Most of the cars on display at the Los Angeles Auto Show have all the basic tech functionality you’d expect, including radios, voice command capability and Bluetooth to connect phones.
Many cars have audio jacks and USB ports. Some have navigation systems and back-up cameras. A few even have CD or DVD players.
But there are at least five useful tech tools that rarely appear or don’t exist at all.
• Dashboard cameras. From beautiful shots of sunsets to unattractive selfies taken while in motion, drivers can’t help but pick up their phones to take photos. These drivers could be tamed with a bidirectional camera that sits atop or within the panel behind the steering wheel.
Voice commands or yet another button affixed to the steering wheel could trigger the shutter. The photo could be saved via Bluetooth to the user’s phone, from where it could be safely posted to Instagram or sent through Snapchat at a later time or immediately if voice commands are eventually developed.
Improved radio information. Most new cars receive no-cost HD radio signals and a free trial of SiriusXM satellite radio. Both of these systems can transmit data about what song or program is on air at that moment. This information is displayed when tuned to a specific station.

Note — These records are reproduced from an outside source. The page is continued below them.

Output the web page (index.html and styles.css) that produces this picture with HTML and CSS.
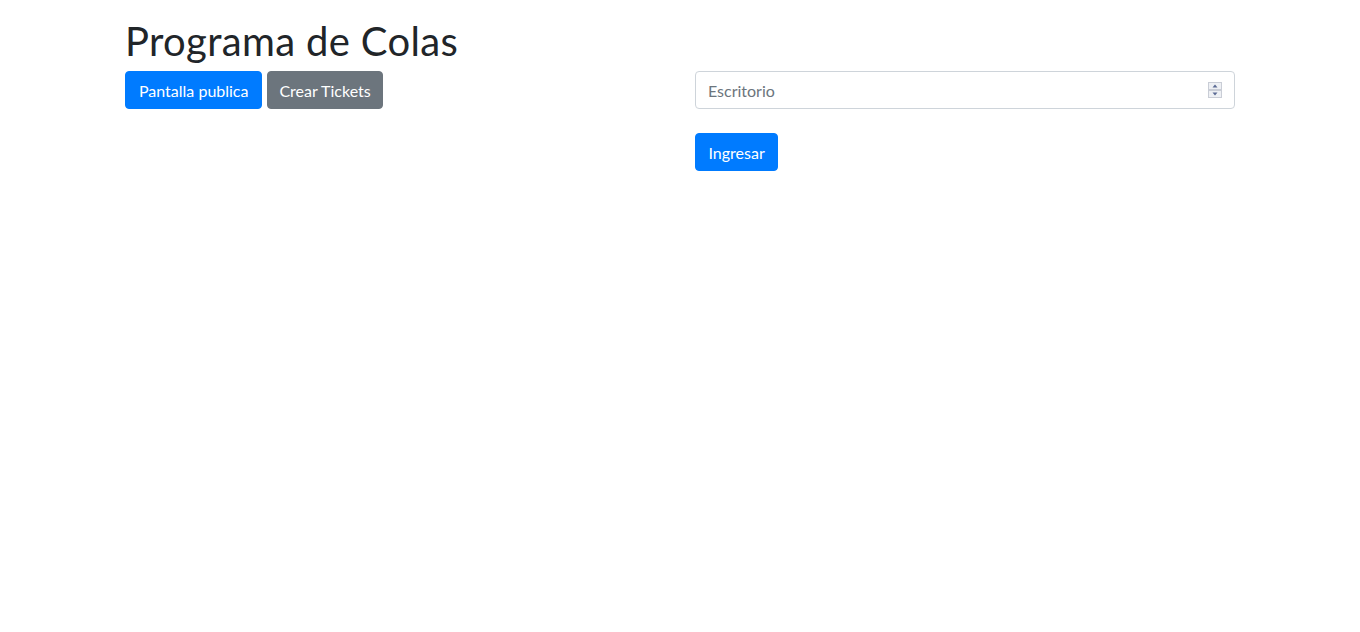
FILE: index.html
```html
<!DOCTYPE html>
<html lang="es">
<head>
<meta charset="utf-8">
<title>Programa de Colas</title>
<link rel="stylesheet" href="styles.css">
</head>
<body>
<div class="container">
  <h1 class="title">Programa de Colas</h1>
  <div class="row">
    <div class="col">
      <div class="btns">
        <button class="btn btn-primary btn-wide">Pantalla publica</button>
        <button class="btn btn-secondary btn-narrow">Crear Tickets</button>
      </div>
    </div>
    <div class="col">
      <form class="form">
        <div class="input-wrap">
          <input class="form-control" type="text" placeholder="Escritorio">
          <span class="spinner" aria-hidden="true">
            <svg width="14" height="16" viewBox="0 0 14 16">
              <rect x="0.5" y="0.5" width="13" height="7" fill="#eef0f4" stroke="#c9cdd6"/>
              <rect x="0.5" y="8.5" width="13" height="7" fill="#eef0f4" stroke="#c9cdd6"/>
              <path d="M4.5 5.5 L7 2.5 L9.5 5.5 Z" fill="#5b6a94"/>
              <path d="M4.5 10.5 L7 13.5 L9.5 10.5 Z" fill="#5b6a94"/>
            </svg>
          </span>
        </div>
        <button class="btn btn-primary submit" type="button">Ingresar</button>
      </form>
    </div>
  </div>
</div>
</body>
</html>
```
FILE: styles.css
```css
* { box-sizing: border-box; }
body {
  margin: 0;
  font-family: "Segoe UI", "Lato", "Noto Sans", sans-serif;
  font-size: 16px;
  line-height: 1.5;
  color: #212529;
  background: #fff;
}
.container {
  width: 1140px;
  margin: 0 auto;
  padding: 17px 15px 0;
}
.title {
  margin: 0 0 6px;
  font-size: 40px;
  font-weight: 400;
  line-height: 1.2;
  letter-spacing: 0.35px;
}
.row {
  display: flex;
  margin: 0 -15px;
}
.col {
  flex: 0 0 50%;
  padding: 0 15px;
}
.btns {
  display: flex;
  gap: 5px;
}
.btn {
  display: inline-block;
  font-family: inherit;
  font-size: 16px;
  line-height: 24px;
  padding: 7px 12px 5px;
  border: 1px solid transparent;
  border-radius: 4px;
  color: #fff;
  cursor: pointer;
}
.btn-wide { padding-left: 13px; padding-right: 13px; }
.btn-narrow { padding-left: 11px; padding-right: 11px; }
.btn-primary { background: #007bff; border-color: #007bff; }
.btn-secondary { background: #6c757d; border-color: #6c757d; }
.input-wrap {
  position: relative;
  margin-bottom: 24px;
}
.form-control {
  display: block;
  width: 100%;
  height: 38px;
  padding: 6px 12px;
  font-family: inherit;
  font-size: 16px;
  line-height: 24px;
  color: #495057;
  border: 1px solid #ced4da;
  border-radius: 4px;
  background: #fff;
}
.form-control::placeholder { color: #6c757d; }
.spinner {
  position: absolute;
  right: 13px;
  top: 11px;
  display: block;
  width: 14px;
  height: 16px;
}
.spinner svg { display: block; }
.submit { display: block; padding-left: 12.5px; padding-right: 12.5px; }
```
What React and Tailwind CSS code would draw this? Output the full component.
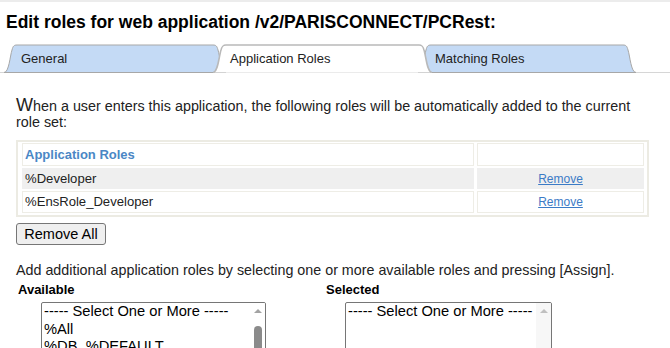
import React from "react";

const font = { fontFamily: '"Liberation Sans", Arial, sans-serif' };

const tabs = [
  { label: "General", cls: "w-[222px]", w: 222 },
  { label: "Application Roles", cls: "w-[219px] -ml-[13px] z-10", w: 219, active: true },
  { label: "Matching Roles", cls: "w-[218px] -ml-[14px]", w: 218 },
];

function tabPath(w, closed) {
  const d = `M0,28.5 C5,28.5 6,12 8,6 C9,2 10,1 13,1 L${w - 13},1 C${w - 10},1 ${w - 9},2 ${w - 8},6 C${w - 6},12 ${w - 5},28.5 ${w},28.5`;
  return closed ? d + " Z" : d;
}

function Tab({ tab }) {
  return (
    <div className={`relative h-[29px] shrink-0 ${tab.cls}`}>
      <svg className="absolute inset-0" width={tab.w} height="29" viewBox={`0 0 ${tab.w} 29`}>
        {tab.active ? (
          <>
            <path d={tabPath(tab.w, true)} fill="#ffffff" />
            <path d={tabPath(tab.w, false)} fill="none" stroke="#b9b9b9" strokeWidth="1.6" />
          </>
        ) : (
          <path d={tabPath(tab.w, true)} fill="#c4daf5" stroke="#a7a7a7" strokeWidth="1" />
        )}
      </svg>
      <span className="relative block pl-[17px] pt-[7px] text-[13px] leading-[15px] text-[#222]">{tab.label}</span>
    </div>
  );
}

function ListBox({ cls, items, active }) {
  return (
    <div className={`relative h-[70px] overflow-hidden rounded-[2px] border border-[#767676] bg-white ${cls}`}>
      {items.map((it) => (
        <div key={it} className="whitespace-nowrap pl-[2px] text-[14.7px] leading-[17.5px] text-black">
          {it}
        </div>
      ))}
      <div className={`absolute right-0 top-0 bottom-0 w-[15px] ${active ? "bg-white" : "bg-[#f7f7f7]"}`}>
        <div
          className={`mx-auto mt-[6px] h-0 w-0 border-x-[4px] border-b-[4px] border-x-transparent ${
            active ? "border-b-[#a3a3a3]" : "border-b-[#c0c0c0]"
          }`}
        />
        {active && <div className="mx-auto mt-[13px] h-[40px] w-[8px] rounded-full bg-[#8b8b8b]" />}
      </div>
    </div>
  );
}

export default function App() {
  return (
    <div className="h-[348px] w-[670px] overflow-hidden bg-white text-[#222]" style={font}>
      <div className="h-[2px] bg-[#ececec]" />
      <h1 className="ml-[6px] mt-[10px] text-[17.5px] font-bold leading-[20px] text-black">
        Edit roles for web application /v2/PARISCONNECT/PCRest:
      </h1>

      <div className="mt-[12px] flex h-[29px] items-start border-b border-[#d6d6d6] pl-[4px]">
        {tabs.map((t) => (
          <Tab key={t.label} tab={t} />
        ))}
      </div>

      <div className="ml-[16px] w-[633px]">
        <p className="mt-[24px] text-[14.35px] leading-[16px]">
          <span className="text-[18px]">W</span>hen a user enters this application, the following roles will be
          automatically added to the current role set:
        </p>

        <div className="mt-[10px] border-2 border-[#ecebe3] pb-[2px] pl-[4px] pr-[5px] pt-[1px]">
          <div className="grid grid-cols-[452px_167px] gap-x-[3px] gap-y-[2px] text-[13.1px]">
            <div className="flex h-[23px] items-center border border-[#eeede6] pl-[2px] text-[13px] font-bold text-[#4a87c5]">
              Application Roles
            </div>
            <div className="h-[23px] border border-[#eeede6]" />
            <div className="flex h-[21px] items-center border border-[#efefef] bg-[#efefef] pl-[2px]">%Developer</div>
            <div className="flex h-[21px] items-center justify-center border border-[#efefef] bg-[#efefef]">
              <a href="#" className="text-[12px] text-[#3b7bc6] underline">Remove</a>
            </div>
            <div className="flex h-[22px] items-center border border-[#eeede6] pl-[2px]">%EnsRole_Developer</div>
            <div className="flex h-[22px] items-center justify-center border border-[#eeede6]">
              <a href="#" className="text-[12px] text-[#3b7bc6] underline">Remove</a>
            </div>
          </div>
        </div>

        <button className="mt-[6px] block h-[22px] w-[90px] rounded-[3px] border border-[#767676] bg-[#efefef] text-[14.5px] leading-[18px] text-black">
          Remove All
        </button>

        <p className="mt-[17px] text-[14.3px] leading-[16px]">
          Add additional application roles by selecting one or more available roles and pressing [Assign].
        </p>

        <div className="mt-[4px] flex text-[13px] font-bold leading-[16px] text-black">
          <div className="w-[310px] pl-[2px]">Available</div>
          <div>Selected</div>
        </div>

        <div className="mt-[4px] flex">
          <div className="w-[310px] pl-[25px]">
            <ListBox cls="w-[225px]" active items={["----- Select One or More -----", "%All", "%DB_%DEFAULT"]} />
          </div>
          <div className="pl-[19px]">
            <ListBox cls="w-[207px]" items={["----- Select One or More -----"]} />
          </div>
        </div>
      </div>
    </div>
  );
}
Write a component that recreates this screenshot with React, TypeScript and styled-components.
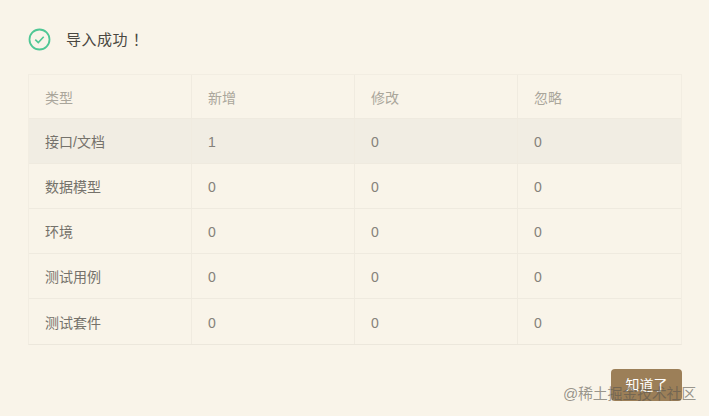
import React from "react";
import styled, { createGlobalStyle } from "styled-components";

const Global = createGlobalStyle`
  html, body { margin: 0; padding: 0; background: #f9f4e9; }
  body { font-family: "Liberation Sans", "Noto Sans CJK SC", sans-serif; }
`;

const Page = styled.div`
  position: relative;
  width: 709px;
  height: 416px;
  overflow: hidden;
  box-sizing: border-box;
  padding: 28px 27px 0 28px;
  background: #f9f4e9;
`;

const Header = styled.div`
  display: flex;
  align-items: center;
  gap: 15px;
  height: 22px;
  margin-bottom: 24px;
`;

const Title = styled.div`
  font-size: 15px;
  line-height: 22px;
  color: #4a4741;
  letter-spacing: 0.5px;
`;

const Bang = styled.span`
  font-family: "Noto Sans CJK TC", sans-serif;
  margin-left: 1px;
`;

const Table = styled.div`
  border: 1px solid #f2ede2;
  border-bottom-color: #ece7dc;
`;

const Row = styled.div<{ $active?: boolean; $last?: boolean; $head?: boolean }>`
  display: grid;
  grid-template-columns: 163px 163px 163px 163px;
  height: ${(p) => (p.$head ? "44px" : "45px")};
  box-sizing: border-box;
  background: ${(p) => (p.$active ? "#f1ede3" : "transparent")};
  border-bottom: ${(p) => (p.$last ? "none" : "1px solid #efeadf")};
`;

const Cell = styled.div<{ $head?: boolean; $num?: boolean }>`
  display: flex;
  align-items: center;
  padding-left: 16px;
  padding-top: ${(p) => (p.$num ? "2px" : "0")};
  box-sizing: border-box;
  font-size: 14px;
  color: ${(p) => (p.$head ? "#aaa69b" : p.$num ? "#85827a" : "#75726b")};
  border-right: 1px solid #f0ebe0;
  &:last-child { border-right: none; }
`;

const Footer = styled.div`
  display: flex;
  justify-content: flex-end;
  margin-top: 24px;
`;

const Button = styled.button`
  width: 71px;
  height: 32px;
  border: none;
  border-radius: 4px;
  background: #9c7f58;
  color: #fff;
  font-family: inherit;
  font-size: 14px;
  line-height: 32px;
  padding: 0;
`;

const Watermark = styled.div`
  position: absolute;
  right: 13px;
  top: 384px;
  font-size: 15px;
  line-height: 20px;
  letter-spacing: -0.25px;
  color: rgba(90, 86, 78, 0.62);
`;

const rows = [
  ["接口/文档", "1", "0", "0"],
  ["数据模型", "0", "0", "0"],
  ["环境", "0", "0", "0"],
  ["测试用例", "0", "0", "0"],
  ["测试套件", "0", "0", "0"],
];

export default function App() {
  return (
    <Page>
      <Global />
      <Header>
        <svg width="23" height="23" viewBox="0 0 23 23" fill="none">
          <circle cx="11.5" cy="11.5" r="10" stroke="#4fc795" strokeWidth="1.8" />
          <path d="M7.3 11.6l3 3 5.4-5.8" stroke="#4fc795" strokeWidth="1.6" />
        </svg>
        <Title>导入成功<Bang>！</Bang></Title>
      </Header>
      <Table>
        <Row $head>
          {["类型", "新增", "修改", "忽略"].map((h) => (
            <Cell key={h} $head>{h}</Cell>
          ))}
        </Row>
        {rows.map((r, i) => (
          <Row key={r[0]} $active={i === 0} $last={i === rows.length - 1}>
            {r.map((c, j) => (
              <Cell key={j} $num={j > 0}>{c}</Cell>
            ))}
          </Row>
        ))}
      </Table>
      <Footer>
        <Button>知道了</Button>
      </Footer>
      <Watermark>@稀土掘金技术社区</Watermark>
    </Page>
  );
}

But it’s unclear why car makers can’t develop a listing of what’s on air across all the stations. In other words, there’s nothing comparable to a live television guide for radio. Instead, radio users are left to scan through the stations as they always have.
• Liberate camera data. Rear-view, or back-up, cameras are great, but someone else not paying attention might still smack into your car. In those cases and many others, it might be useful if the cameras saved images of the last few back-ups to a hard drive in the car. Once more cars are connected to 4G LTE mobile broadband networks, the video instead could be saved automatically online.
• Action shortcuts. BMW appears to have a unique feature in shortcut keys, eight numbered buttons in the center of the dash that can be programmed as shortcuts to nearly anything. A BMW spokesman said he sets up the first three shortcuts to immediately launch directions to his three recurring destinations – home, work and the airport. Two others could launch favorite radio stations. A sixth might turn off the screen completely. The last two could fire up a phone call to the spouse and launch Facebook to have your feed read out to you.
Multitouch gestures. Anyone accustomed to using a smartphone or tablet has probably tried to swipe or pinch at the navigation screen in a car. But the screen just stares back without a flinch as it wonders why it’s being touched with so many fingers.
Except for Tesla, screens that can understand actions such as pinch-to-zoom have been absent.